Click here to view ELANY’s complete summary of the 14th Amendment revisions, which primarily pertain to eligibility standards for insurers and the duty of due care owed by excess line brokers. The summary also includes provisions that remain unchanged.
The revisions include:
- Neither ELANY nor excess line brokers will be required to obtain:
- an insurer’s prospective three-year business plan;
- an executed copy of the insurer’s trust agreement and periodic “funds in trust statement” from the trustee;
- alien insurer International Insurers Department Standard Financial Statements
- Foreign insurers will no longer be required to put up a $2.5 million trust fund. Such trust funds that currently exist may be terminated in accordance with the terms of the trust agreement.
- Service of Process/Consent to Jurisdiction.
- §27.16 of Regulation 41 is deleted. This removes from the regulation–but not from the insurance law–requirements regarding consent to service of process and appointing the superintendent as agent for service of process. Eligible insurers should note that New York Insurance Law §1213(e) exempts unauthorized insurers fromposting collateral or pre-answer security in litigation on risks placed through excess line brokers when the policy designates the superintendent as the lawful attorney upon whom lawful process may be served.
- The following obligations are now directed at insurers, where previously the excess line broker was responsible to verify the insurers conduct:
- Insurers will be directly required to file an electronic EL-1 report on March 15th each year setting forth each New York excess line transaction bound in the prior calendar year;
- Unauthorized insurers will be directly prohibited from selling 1) types of coverage which the excess line law bars excess line brokers from selling, 2) coverages which are not recognized as legal types of insurance in New York, 3) coverages which are prohibited by public policy;
- Insurers will be directly required to treat payment of premium to the excess line broker as payment to the insurer.
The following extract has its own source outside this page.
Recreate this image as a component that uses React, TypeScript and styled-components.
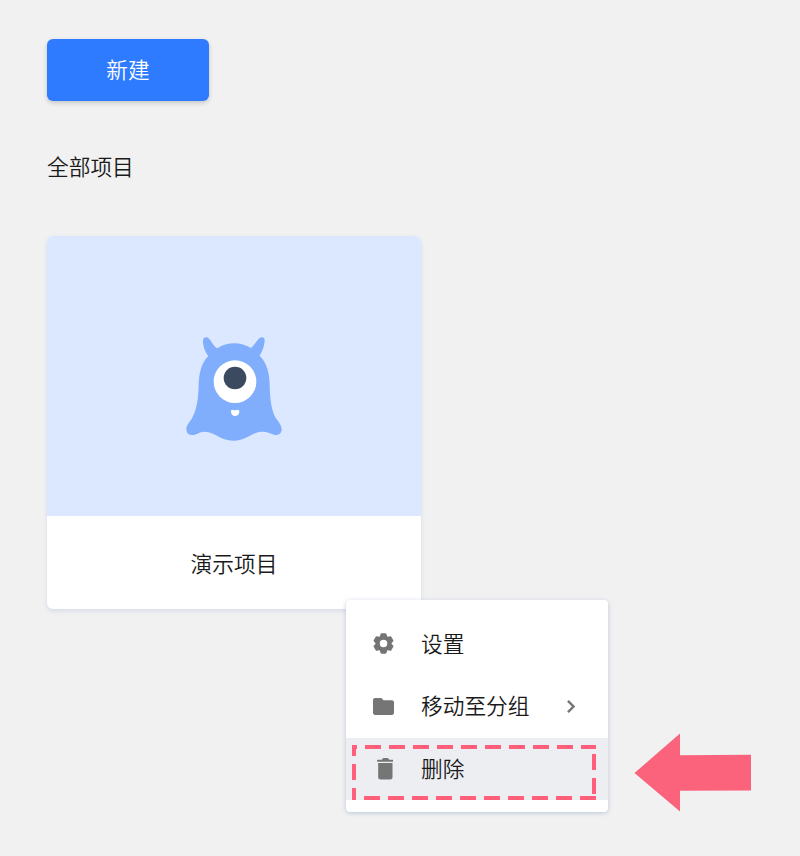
import React from "react";
import styled, { createGlobalStyle } from "styled-components";

const GlobalStyle = createGlobalStyle`
  body {
    margin: 0;
    background: #f1f1f1;
    font-family: "Noto Sans CJK SC", sans-serif;
    font-size: 21.7px;
    font-weight: 350;
    color: #1a1a1a;
  }
`;

const Page = styled.main`
  position: relative;
  box-sizing: border-box;
  width: 800px;
  height: 856px;
  padding: 39px 47px 0;
  overflow: hidden;
`;

const CreateButton = styled.button`
  display: block;
  width: 162px;
  height: 62px;
  padding: 0 0 2px;
  border: 0;
  border-radius: 6px;
  background: #2e7bff;
  color: #fff;
  font: inherit;
  line-height: 60px;
  box-shadow: 0 2px 5px rgba(0, 0, 0, 0.18);
`;

const SectionTitle = styled.h2`
  margin: 49px 0 0;
  font: inherit;
  line-height: 32px;
`;

const ProjectCard = styled.article`
  width: 374px;
  height: 373px;
  margin-top: 54px;
  border-radius: 6px;
  background: #fff;
  overflow: hidden;
  box-shadow: 0 2px 4px rgba(130, 160, 210, 0.26);
`;

const Cover = styled.div`
  height: 280px;
  background: #dce8ff;
`;

const Mascot = styled.svg`
  display: block;
  width: 120px;
  height: 125px;
  margin: 0 auto 0 127px;
  padding-top: 89px;
`;

const ProjectName = styled.div`
  line-height: 32px;
  padding-top: 31px;
  text-align: center;
`;

const Menu = styled.div`
  position: absolute;
  left: 346px;
  top: 600px;
  box-sizing: border-box;
  width: 262px;
  height: 212px;
  padding: 12.5px 0;
  border-radius: 4px;
  background: #fff;
  box-shadow: 0 1px 4px rgba(100, 135, 180, 0.4);
`;

const MenuItem = styled.div<{ $active?: boolean }>`
  display: grid;
  grid-template-columns: 75px 1fr 58px;
  align-items: center;
  height: 62.5px;
  background: ${({ $active }) => ($active ? "#edeef2" : "transparent")};
`;

const MenuLabel = styled.span`
  padding-bottom: 2px;
  line-height: 60px;
`;

const IconSlot = styled.span<{ $inset: number }>`
  display: flex;
  padding-left: ${({ $inset }) => $inset}px;
`;

const Glyph = styled.svg`
  display: block;
  fill: #757575;
`;

const ChevronSlot = styled.span`
  display: flex;
  padding-left: 17px;
`;

const Highlight = styled.svg`
  position: absolute;
  left: 352px;
  top: 745px;
  stroke: #ff5f7a;
  stroke-width: 4;
  stroke-dasharray: 16 8;
`;

const Arrow = styled.svg`
  position: absolute;
  left: 634px;
  top: 733px;
  fill: #fb637c;
`;

const toothAngles = [0, 60, 120, 180, 240, 300];

const SettingsIcon = () => (
  <Glyph width="21" height="21" viewBox="-31.5 -31.5 63 63">
    <circle r="17.5" fill="none" stroke="#757575" strokeWidth="12.5" />
    {toothAngles.map((angle) => (
      <path
        key={angle}
        transform={`rotate(${angle})`}
        d="M-12 -18L-9 -28Q-8.5 -30.5 -6 -30.5H6Q8.5 -30.5 9 -28L12 -18Z"
      />
    ))}
  </Glyph>
);

const FolderIcon = () => (
  <Glyph width="21" height="17" viewBox="2 4 20 16">
    <path d="M10 4H4c-1.1 0-1.99.9-1.99 2L2 18c0 1.1.9 2 2 2h16c1.1 0 2-.9 2-2V8c0-1.1-.9-2-2-2h-8l-2-2z" />
  </Glyph>
);

const DeleteIcon = () => (
  <Glyph width="16.7" height="21.7" viewBox="0 0 50 65">
    <path d="M2 5H14L17 1.5Q18 0 20 0H31Q33 0 34 1.5L37 5H48Q50 5 50 8T48 11H2Q0 11 0 8T2 5Z" />
    <path d="M3.5 15H46.5V57Q46.5 64.5 39 64.5H11Q3.5 64.5 3.5 57Z" />
  </Glyph>
);

const ChevronIcon = () => (
  <Glyph width="8.4" height="13" viewBox="8.4 5.8 7.8 12.4">
    <path d="M10 5.8L8.4 7.4 13 12l-4.6 4.6L10 18.2l6.2-6.2z" />
  </Glyph>
);

export default function App() {
  return (
    <>
      <GlobalStyle />
      <Page>
        <CreateButton type="button">新建</CreateButton>
        <SectionTitle>全部项目</SectionTitle>
        <ProjectCard>
          <Cover>
            <Mascot viewBox="0 0 360 375">
              <path
                fill="#80aefd"
                d="M103 93C92 80 86 58 87 46C88 36 98 33 105 41C113 49 118 63 130 70C160 50 200 50 231 69C240 62 248 48 256 40C264 33 273 37 272 48C271 62 266 78 257 92C278 112 287 145 287 180C288 225 293 262 308 283C316 294 323 302 323 313C323 325 313 332 303 330C290 326 282 320 263 320C235 320 220 347 178 347C138 347 122 320 93 320C75 320 68 330 56 330C44 331 37 324 37 312C38 298 48 291 54 280C68 255 73 222 74 180C75 150 80 115 103 93Z"
              />
              <circle cx="183" cy="170" r="64" fill="#fff" />
              <circle cx="183" cy="159" r="34" fill="#3c4a60" />
              <path
                fill="#fff"
                d="M175 254Q183 258 191 254Q197 254 196 261Q194 273 183 273Q172 272 171 260Q170 254 175 254Z"
              />
            </Mascot>
          </Cover>
          <ProjectName>演示项目</ProjectName>
        </ProjectCard>

        <Menu>
          <MenuItem>
            <IconSlot $inset={27}>
              <SettingsIcon />
            </IconSlot>
            <MenuLabel>设置</MenuLabel>
          </MenuItem>
          <MenuItem>
            <IconSlot $inset={27}>
              <FolderIcon />
            </IconSlot>
            <MenuLabel>移动至分组</MenuLabel>
            <ChevronSlot>
              <ChevronIcon />
            </ChevronSlot>
          </MenuItem>
          <MenuItem $active>
            <IconSlot $inset={30.8}>
              <DeleteIcon />
            </IconSlot>
            <MenuLabel>删除</MenuLabel>
          </MenuItem>
        </Menu>

        <Highlight width="244" height="55" viewBox="0 0 244 55">
          <path d="M0 2H244" strokeDashoffset="11" />
          <path d="M242 9V49" />
          <path d="M0 53H244" strokeDashoffset="12" />
          <path d="M2 0V55" strokeDashoffset="5" />
        </Highlight>

        <Arrow width="118" height="79" viewBox="0 0 118 79">
          <path d="M0.5 40L46 0.5V22.3L117 21.8V57.5L46 57.8V78.5Z" />
        </Arrow>
      </Page>
    </>
  );
}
The 14th Amendment was originally promulgated by the New York State Insurance Department on an emergency basis on July 22, 2011 and re-adopted several times thereafter in order to implement the provisions of the Non-Admitted and Reinsurance Reform Act of 2010 (“NRRA”) and New York legislation conforming New York Law to the NRRA. (See ELANY Bulletin No. 2011-22)
On July 17, 2013 the New York Department of Financial Services (“DFS”) published proposed changes to the 14th Amendment in the State Register (See ELANY Bulletin 2013-33). As a result of public comments received by the DFS, additional revisions were proposed to the 14th Amendment to the regulation and were published in the State Register on July 9, 2014.
The ELANY has compiled and consolidated Regulation 41 (11 NYCRR 27), inclusive of Amendments 1 through 14. To review the consolidated Regulation, please visit www.elany.org and refer to the Regulations navigation bar, then click on “Regulation 41.”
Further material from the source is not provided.